Ausserdem wurde der interimistische Vorstand bestätigt. Er setzte sich aus folgenden sieben Persönlichkeiten zusammen: Armin Brenner (BL, Präsident), Werner Bühlmann (LU, Vizepräsident), Hans Brupbacher (GL, Kassier), Gertrud Hungerbühler (SG), Hansjörg Riniker (AG), Robert Berger (BE), Willy Renggli (ZH). Sekretär war Martin Seeger. 1992 übernahm Willy Renggli das Präsidium von Armin Brenner. Auf Renggli, welcher bis im Jahr 2000 im Vorstand verblieb, folgte 1996 Gründungsmitglied Hans Brupbacher. Zehn Jahre später, 2006, übernahm Hector Herzig, welcher seinerseits 2011 das Präsidium an Christine Bouvard Marty abtrat.
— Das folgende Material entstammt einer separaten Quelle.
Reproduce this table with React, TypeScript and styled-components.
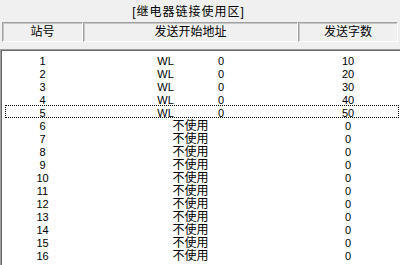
import styled, { createGlobalStyle } from 'styled-components';

interface StationRow {
  station: number;
  device?: string;
  address?: number;
  words: number;
}

const rows: StationRow[] = Array.from({ length: 16 }, (_, i) =>
  i < 5
    ? { station: i + 1, device: 'WL', address: 0, words: (i + 1) * 10 }
    : { station: i + 1, words: 0 }
);

const GlobalStyle = createGlobalStyle`
  html, body {
    margin: 0;
    padding: 0;
    background: #f0f0f0;
  }
  body {
    font-family: "Liberation Sans", "Noto Sans CJK SC", sans-serif;
    color: #000;
  }
`;

const Panel = styled.div`
  width: 400px;
  height: 265px;
  overflow: hidden;
  display: flex;
  flex-direction: column;
  background: #f0f0f0;
`;

const Title = styled.div`
  height: 22px;
  line-height: 25px;
  padding-right: 23px;
  text-align: center;
  font-size: 12px;
  letter-spacing: 1px;
`;

const Header = styled.div`
  display: grid;
  grid-template-columns: 81px 215px 100px;
  margin-left: 2px;
  height: 20px;
`;

const HeaderCell = styled.div`
  border-style: solid;
  border-width: 1px;
  border-color: #a0a0a0 #ffffff #ffffff #a0a0a0;
  box-shadow: inset 1px 1px 0 #c8c8c8;
  font-size: 12px;
  line-height: 18px;
  text-align: center;
`;

const List = styled.div`
  flex: 1;
  margin-top: 7px;
  background: #ffffff;
  border-top: 1px solid #a0a0a0;
  border-left: 1px solid #a0a0a0;
  box-shadow: inset 1px 1px 0 #696969;
  padding: 3px 0 0 1px;
`;

const Row = styled.div<{ $focused?: boolean }>`
  position: relative;
  display: grid;
  grid-template-columns: 81px 215px 100px;
  height: 13px;
  line-height: 16px;
  font-size: 11px;

  &::after {
    content: '';
    display: ${(p) => (p.$focused ? 'block' : 'none')};
    position: absolute;
    left: 3px;
    right: 1px;
    top: 0;
    bottom: 0;
    border: 1px dotted #000;
  }
`;

const Cell = styled.div`
  text-align: center;
  white-space: nowrap;
`;

/* device + start address share the wide column as two sub-columns */
const AddressCell = styled.div`
  display: grid;
  grid-template-columns: 55px 55px 56px 1fr;
  white-space: nowrap;
`;

const Unused = styled.div`
  grid-column: 1 / -1;
  text-align: center;
  font-size: 12px;
`;

export default function App() {
  return (
    <Panel>
      <GlobalStyle />
      <Title>[继电器链接使用区]</Title>
      <Header>
        <HeaderCell>站号</HeaderCell>
        <HeaderCell>发送开始地址</HeaderCell>
        <HeaderCell>发送字数</HeaderCell>
      </Header>
      <List>
        {rows.map((r) => (
          <Row key={r.station} $focused={r.station === 5}>
            <Cell>{r.station}</Cell>
            <AddressCell>
              {r.device ? (
                <>
                  <span />
                  <Cell>{r.device}</Cell>
                  <Cell>{r.address}</Cell>
                </>
              ) : (
                <Unused>不使用</Unused>
              )}
            </AddressCell>
            <Cell>{r.words}</Cell>
          </Row>
        ))}
      </List>
    </Panel>
  );
}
Bleibende Werte und laufende Veränderung

Es gab viele Veränderungen in der 40-jährigen Verbandsgeschichte, aber auch Konstanten. Die Zusammenarbeit mit der EMU, zum Beispiel, hat sich seit dem Beitritt des VMS im Jahre 1976 kontinuierlich und bruchlos entwickelt. Gleich im ersten Jahr wurde Armin Brenner in den EMU-Vorstand gewählt und organisierte im selben Jahr gleich noch die EMU-Jahres-GV in Liestal. Ein Jahr später wird Armin Brenner gar EMU-Präsident. In seiner Amtszeit werden regelmässig Musik-Camps in Samedan durchgeführt und dadurch der Schüler- und Lehreraustausch auf europäischer Ebene gefördert. Immer wieder fanden EMU-Veranstaltungen in der Schweiz statt. 2002 war der VMS in Bern Gastgeber der EMU-Generalversammlung und des Europäischen Musikforums an dem u.a. der deutsche Innenminister Otto Schilly referierte. Gleichzeitig fand das 7. Europäische Jugendmusikfestival EJMF mit über 6000 Jugendlichen aus 26 europäischen Ländern in Zusammenarbeit mit der EXPO 02 und über 200 Musikschulen statt. Kontakte und Schüleraustausche zwischen zahlreichen Musikschulen, die daraus hervorgingen, blieben über Jahre bestehen.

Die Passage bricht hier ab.